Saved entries
◆ ◆ ◆ ◆ ◆ ◆ ◆
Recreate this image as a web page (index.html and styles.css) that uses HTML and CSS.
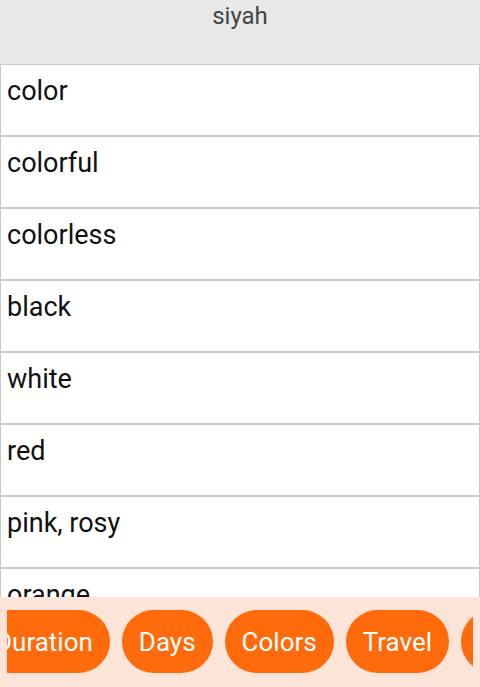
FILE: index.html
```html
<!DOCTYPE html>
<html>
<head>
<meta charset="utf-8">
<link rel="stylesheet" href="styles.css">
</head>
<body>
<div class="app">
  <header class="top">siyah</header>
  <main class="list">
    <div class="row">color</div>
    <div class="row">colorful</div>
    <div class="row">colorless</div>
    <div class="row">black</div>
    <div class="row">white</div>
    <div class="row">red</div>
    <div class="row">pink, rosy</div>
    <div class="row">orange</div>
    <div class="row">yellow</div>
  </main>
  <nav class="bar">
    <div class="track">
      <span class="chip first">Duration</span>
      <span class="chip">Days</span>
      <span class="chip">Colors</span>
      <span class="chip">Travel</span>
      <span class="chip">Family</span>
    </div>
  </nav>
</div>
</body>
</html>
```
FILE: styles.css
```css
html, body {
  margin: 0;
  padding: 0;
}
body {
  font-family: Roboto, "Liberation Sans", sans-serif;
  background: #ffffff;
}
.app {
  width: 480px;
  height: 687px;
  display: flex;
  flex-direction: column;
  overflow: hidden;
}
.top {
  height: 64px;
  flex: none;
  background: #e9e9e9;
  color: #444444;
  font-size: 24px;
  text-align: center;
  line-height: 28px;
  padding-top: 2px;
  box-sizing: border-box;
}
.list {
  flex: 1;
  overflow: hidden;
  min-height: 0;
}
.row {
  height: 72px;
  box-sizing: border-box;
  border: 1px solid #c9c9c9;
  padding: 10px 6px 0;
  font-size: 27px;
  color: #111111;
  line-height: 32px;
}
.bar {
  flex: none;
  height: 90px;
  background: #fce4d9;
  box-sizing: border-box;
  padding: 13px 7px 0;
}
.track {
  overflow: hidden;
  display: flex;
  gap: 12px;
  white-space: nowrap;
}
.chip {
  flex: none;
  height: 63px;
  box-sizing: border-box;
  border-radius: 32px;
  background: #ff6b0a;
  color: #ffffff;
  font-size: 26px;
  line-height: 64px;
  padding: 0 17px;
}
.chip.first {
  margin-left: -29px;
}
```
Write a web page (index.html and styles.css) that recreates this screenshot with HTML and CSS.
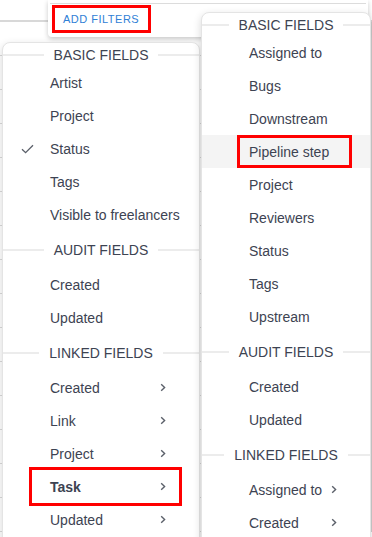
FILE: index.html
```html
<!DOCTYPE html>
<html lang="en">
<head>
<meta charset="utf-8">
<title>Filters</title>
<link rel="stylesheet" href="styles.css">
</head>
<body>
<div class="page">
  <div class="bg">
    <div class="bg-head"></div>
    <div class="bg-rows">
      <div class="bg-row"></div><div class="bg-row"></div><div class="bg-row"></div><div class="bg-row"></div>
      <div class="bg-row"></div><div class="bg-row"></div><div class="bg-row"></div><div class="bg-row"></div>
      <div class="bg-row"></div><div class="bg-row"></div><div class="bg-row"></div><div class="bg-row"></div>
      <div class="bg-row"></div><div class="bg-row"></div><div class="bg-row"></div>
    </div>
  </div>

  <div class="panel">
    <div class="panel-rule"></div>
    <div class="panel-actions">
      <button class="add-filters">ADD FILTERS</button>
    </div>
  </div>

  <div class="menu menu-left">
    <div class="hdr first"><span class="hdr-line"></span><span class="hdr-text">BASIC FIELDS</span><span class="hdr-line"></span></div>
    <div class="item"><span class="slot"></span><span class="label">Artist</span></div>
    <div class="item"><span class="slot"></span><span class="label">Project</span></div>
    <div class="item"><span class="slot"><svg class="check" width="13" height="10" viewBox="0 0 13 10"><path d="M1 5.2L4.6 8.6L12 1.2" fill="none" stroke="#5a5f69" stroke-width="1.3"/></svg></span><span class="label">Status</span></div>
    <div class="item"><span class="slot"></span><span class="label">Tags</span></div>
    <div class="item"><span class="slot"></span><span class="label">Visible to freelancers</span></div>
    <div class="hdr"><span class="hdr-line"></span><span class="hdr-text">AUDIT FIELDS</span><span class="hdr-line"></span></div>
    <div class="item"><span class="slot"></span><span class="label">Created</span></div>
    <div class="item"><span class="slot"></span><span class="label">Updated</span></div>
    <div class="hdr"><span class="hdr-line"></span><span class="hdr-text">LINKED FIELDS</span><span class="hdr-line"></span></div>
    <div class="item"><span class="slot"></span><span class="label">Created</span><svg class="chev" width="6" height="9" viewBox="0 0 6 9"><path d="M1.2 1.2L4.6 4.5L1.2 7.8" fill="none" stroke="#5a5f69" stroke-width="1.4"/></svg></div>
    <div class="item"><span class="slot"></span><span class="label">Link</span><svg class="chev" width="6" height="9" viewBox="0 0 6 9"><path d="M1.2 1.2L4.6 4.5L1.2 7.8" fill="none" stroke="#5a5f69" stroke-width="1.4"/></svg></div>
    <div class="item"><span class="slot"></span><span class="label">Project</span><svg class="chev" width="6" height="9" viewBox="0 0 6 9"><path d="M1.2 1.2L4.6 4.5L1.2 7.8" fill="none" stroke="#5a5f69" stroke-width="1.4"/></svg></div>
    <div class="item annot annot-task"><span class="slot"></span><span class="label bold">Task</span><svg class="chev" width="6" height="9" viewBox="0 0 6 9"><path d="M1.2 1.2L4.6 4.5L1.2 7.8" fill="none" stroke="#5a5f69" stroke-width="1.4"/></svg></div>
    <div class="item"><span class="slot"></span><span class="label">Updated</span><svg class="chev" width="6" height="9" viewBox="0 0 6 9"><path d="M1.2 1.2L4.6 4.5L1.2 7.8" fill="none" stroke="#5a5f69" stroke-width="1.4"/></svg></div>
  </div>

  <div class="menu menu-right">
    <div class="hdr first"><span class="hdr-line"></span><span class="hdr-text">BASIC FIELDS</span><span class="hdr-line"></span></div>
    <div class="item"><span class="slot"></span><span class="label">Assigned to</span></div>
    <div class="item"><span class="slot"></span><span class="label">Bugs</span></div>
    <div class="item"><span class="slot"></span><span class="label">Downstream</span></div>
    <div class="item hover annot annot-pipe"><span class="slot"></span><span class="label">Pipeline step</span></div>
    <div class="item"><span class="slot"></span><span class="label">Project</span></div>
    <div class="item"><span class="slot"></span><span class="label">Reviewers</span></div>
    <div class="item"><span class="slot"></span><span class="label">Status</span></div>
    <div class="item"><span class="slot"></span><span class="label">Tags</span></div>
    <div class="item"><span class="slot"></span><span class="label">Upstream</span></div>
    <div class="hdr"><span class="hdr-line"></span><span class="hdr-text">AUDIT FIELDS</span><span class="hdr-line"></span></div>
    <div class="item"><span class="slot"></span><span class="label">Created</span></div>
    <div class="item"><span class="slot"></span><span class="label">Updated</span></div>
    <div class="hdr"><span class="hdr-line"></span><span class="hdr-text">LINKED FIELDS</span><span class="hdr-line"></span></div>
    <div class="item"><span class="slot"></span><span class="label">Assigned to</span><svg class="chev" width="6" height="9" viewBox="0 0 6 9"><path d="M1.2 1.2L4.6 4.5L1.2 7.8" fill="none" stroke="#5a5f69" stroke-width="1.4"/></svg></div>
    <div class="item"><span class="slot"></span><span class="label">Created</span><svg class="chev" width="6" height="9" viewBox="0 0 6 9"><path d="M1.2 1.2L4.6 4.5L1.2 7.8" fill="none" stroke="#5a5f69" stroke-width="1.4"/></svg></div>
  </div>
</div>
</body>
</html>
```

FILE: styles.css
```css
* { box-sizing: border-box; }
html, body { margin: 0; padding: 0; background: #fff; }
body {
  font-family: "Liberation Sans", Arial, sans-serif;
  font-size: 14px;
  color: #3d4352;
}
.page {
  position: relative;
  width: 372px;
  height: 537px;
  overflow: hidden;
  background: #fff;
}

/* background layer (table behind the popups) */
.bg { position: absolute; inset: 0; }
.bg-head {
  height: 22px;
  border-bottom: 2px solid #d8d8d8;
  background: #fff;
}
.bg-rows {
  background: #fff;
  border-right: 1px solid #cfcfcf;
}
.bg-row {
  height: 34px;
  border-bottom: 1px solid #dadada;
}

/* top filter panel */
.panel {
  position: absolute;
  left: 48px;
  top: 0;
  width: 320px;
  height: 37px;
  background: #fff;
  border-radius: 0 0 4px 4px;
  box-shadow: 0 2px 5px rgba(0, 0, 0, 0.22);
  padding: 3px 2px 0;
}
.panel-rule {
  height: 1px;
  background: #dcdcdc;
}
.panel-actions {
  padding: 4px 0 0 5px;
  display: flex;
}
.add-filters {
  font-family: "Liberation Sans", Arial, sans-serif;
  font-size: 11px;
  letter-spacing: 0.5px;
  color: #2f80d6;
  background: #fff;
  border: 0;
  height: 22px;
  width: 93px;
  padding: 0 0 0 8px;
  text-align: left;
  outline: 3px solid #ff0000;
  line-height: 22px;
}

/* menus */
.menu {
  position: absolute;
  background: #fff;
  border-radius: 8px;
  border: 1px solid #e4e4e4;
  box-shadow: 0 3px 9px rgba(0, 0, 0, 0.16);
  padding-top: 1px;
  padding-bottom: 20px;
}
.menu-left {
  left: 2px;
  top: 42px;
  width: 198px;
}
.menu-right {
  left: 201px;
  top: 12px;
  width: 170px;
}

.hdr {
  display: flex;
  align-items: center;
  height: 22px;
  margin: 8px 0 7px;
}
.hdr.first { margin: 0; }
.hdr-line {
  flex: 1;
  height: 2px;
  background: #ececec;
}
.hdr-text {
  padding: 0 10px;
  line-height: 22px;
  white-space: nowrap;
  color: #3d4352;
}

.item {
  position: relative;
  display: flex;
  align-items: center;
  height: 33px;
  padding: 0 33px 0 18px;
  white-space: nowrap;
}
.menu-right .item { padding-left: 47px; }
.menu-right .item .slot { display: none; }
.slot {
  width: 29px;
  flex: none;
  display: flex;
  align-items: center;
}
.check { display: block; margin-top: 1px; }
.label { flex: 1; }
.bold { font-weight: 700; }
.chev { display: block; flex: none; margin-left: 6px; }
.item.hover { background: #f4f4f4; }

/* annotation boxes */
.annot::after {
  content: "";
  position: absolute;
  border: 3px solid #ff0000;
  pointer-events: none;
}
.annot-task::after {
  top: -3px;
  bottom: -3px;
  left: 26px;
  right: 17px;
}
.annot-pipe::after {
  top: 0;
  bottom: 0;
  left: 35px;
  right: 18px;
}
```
◆ ◆ ◆ ◆ ◆ ◆ ◆
To do
Return each line of the data that contains the string "index".

Response below
Recreate this image as a web page (index.html and styles.css) that uses HTML and CSS.
FILE: index.html
Write a web page (index.html and styles.css) that recreates this screenshot with HTML and CSS.
FILE: index.html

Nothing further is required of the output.